◆ WHAT THIS TASK INVOLVES ◆
Exactly repeat the material, dropping every picture from the copy.

◆ COLLECTED MATERIAL ◆
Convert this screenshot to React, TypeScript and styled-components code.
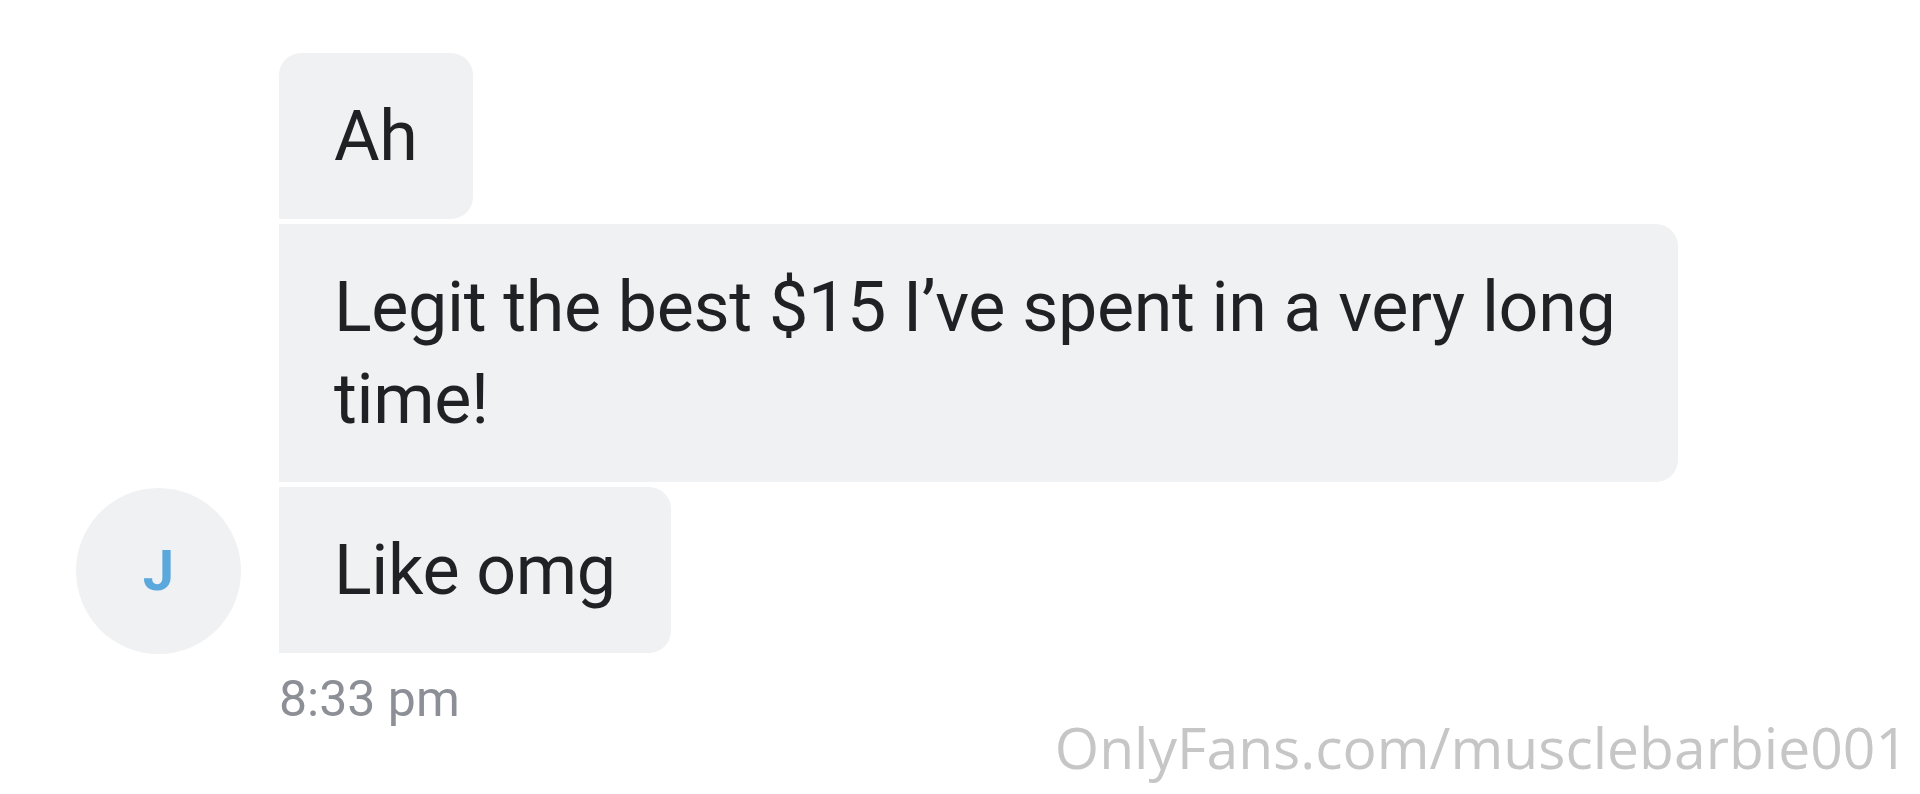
import React from "react";
import styled, { createGlobalStyle } from "styled-components";

const Global = createGlobalStyle`
  html, body {
    margin: 0;
    padding: 0;
    background: #ffffff;
  }
  body {
    font-family: Roboto, "Liberation Sans", Arial, sans-serif;
    -webkit-font-smoothing: antialiased;
  }
`;

const Page = styled.div`
  position: relative;
  width: 1920px;
  height: 794px;
  box-sizing: border-box;
  padding: 53px 0 0 76px;
  overflow: hidden;
  background: #ffffff;
`;

const Thread = styled.div`
  display: grid;
  grid-template-columns: 165px 1fr;
  column-gap: 38px;
  align-items: start;
`;

const AvatarCol = styled.div`
  grid-column: 1;
  grid-row: 1;
  align-self: stretch;
  display: flex;
  flex-direction: column;
  justify-content: flex-end;
  padding-bottom: 74px;
`;

const Avatar = styled.div`
  width: 165px;
  height: 166px;
  border-radius: 50%;
  background: #f0f1f3;
  display: flex;
  align-items: center;
  justify-content: center;
  color: #5aa8dc;
  font-family: Roboto, "Liberation Sans", Arial, sans-serif;
  font-weight: 700;
  font-size: 56px;
  line-height: 1;
`;

const Column = styled.div`
  grid-column: 2;
  grid-row: 1;
  display: flex;
  flex-direction: column;
  align-items: flex-start;
  gap: 5px;
`;

const Bubble = styled.div<{ $first?: boolean }>`
  box-sizing: border-box;
  max-width: 1399px;
  padding: 37px 55px;
  background: #f0f1f3;
  color: #1f2124;
  font-family: Roboto, "Liberation Sans", Arial, sans-serif;
  font-size: 70px;
  line-height: 92px;
  letter-spacing: -0.35px;
  border-radius: ${(p) => (p.$first ? "22px" : "0")} 22px 22px 0;
`;

const Time = styled.div`
  margin-top: 12px;
  color: #8c9096;
  font-family: Roboto, "Liberation Sans", Arial, sans-serif;
  font-size: 50px;
  line-height: 58px;
`;

const Watermark = styled.div`
  position: absolute;
  right: 12px;
  top: 719px;
  color: #c6c6c6;
  font-family: "Open Sans", "Liberation Sans", sans-serif;
  font-size: 57px;
  line-height: 1;
  white-space: nowrap;
`;

export default function App() {
  return (
    <>
      <Global />
      <Page>
        <Thread>
          <AvatarCol>
            <Avatar>J</Avatar>
          </AvatarCol>
          <Column>
            <Bubble $first>Ah</Bubble>
            <Bubble>Legit the best $15 I’ve spent in a very long time!</Bubble>
            <Bubble>Like omg</Bubble>
            <Time>8:33 pm</Time>
          </Column>
        </Thread>
        <Watermark>OnlyFans.com/musclebarbie001</Watermark>
      </Page>
    </>
  );
}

◆ WRITTEN RESPONSE ◆
Convert this screenshot to React, TypeScript and styled-components code.
import React from "react";
import styled, { createGlobalStyle } from "styled-components";

const Global = createGlobalStyle`
  html, body {
    margin: 0;
    padding: 0;
    background: #ffffff;
  }
  body {
    font-family: Roboto, "Liberation Sans", Arial, sans-serif;
    -webkit-font-smoothing: antialiased;
  }
`;

const Page = styled.div`
  position: relative;
  width: 1920px;
  height: 794px;
  box-sizing: border-box;
  padding: 53px 0 0 76px;
  overflow: hidden;
  background: #ffffff;
`;

const Thread = styled.div`
  display: grid;
  grid-template-columns: 165px 1fr;
  column-gap: 38px;
  align-items: start;
`;

const AvatarCol = styled.div`
  grid-column: 1;
  grid-row: 1;
  align-self: stretch;
  display: flex;
  flex-direction: column;
  justify-content: flex-end;
  padding-bottom: 74px;
`;

const Avatar = styled.div`
  width: 165px;
  height: 166px;
  border-radius: 50%;
  background: #f0f1f3;
  display: flex;
  align-items: center;
  justify-content: center;
  color: #5aa8dc;
  font-family: Roboto, "Liberation Sans", Arial, sans-serif;
  font-weight: 700;
  font-size: 56px;
  line-height: 1;
`;

const Column = styled.div`
  grid-column: 2;
  grid-row: 1;
  display: flex;
  flex-direction: column;
  align-items: flex-start;
  gap: 5px;
`;

const Bubble = styled.div<{ $first?: boolean }>`
  box-sizing: border-box;
  max-width: 1399px;
  padding: 37px 55px;
  background: #f0f1f3;
  color: #1f2124;
  font-family: Roboto, "Liberation Sans", Arial, sans-serif;
  font-size: 70px;
  line-height: 92px;
  letter-spacing: -0.35px;
  border-radius: ${(p) => (p.$first ? "22px" : "0")} 22px 22px 0;
`;

const Time = styled.div`
  margin-top: 12px;
  color: #8c9096;
  font-family: Roboto, "Liberation Sans", Arial, sans-serif;
  font-size: 50px;
  line-height: 58px;
`;

const Watermark = styled.div`
  position: absolute;
  right: 12px;
  top: 719px;
  color: #c6c6c6;
  font-family: "Open Sans", "Liberation Sans", sans-serif;
  font-size: 57px;
  line-height: 1;
  white-space: nowrap;
`;

export default function App() {
  return (
    <>
      <Global />
      <Page>
        <Thread>
          <AvatarCol>
            <Avatar>J</Avatar>
          </AvatarCol>
          <Column>
            <Bubble $first>Ah</Bubble>
            <Bubble>Legit the best $15 I’ve spent in a very long time!</Bubble>
            <Bubble>Like omg</Bubble>
            <Time>8:33 pm</Time>
          </Column>
        </Thread>
        <Watermark>OnlyFans.com/musclebarbie001</Watermark>
      </Page>
    </>
  );
}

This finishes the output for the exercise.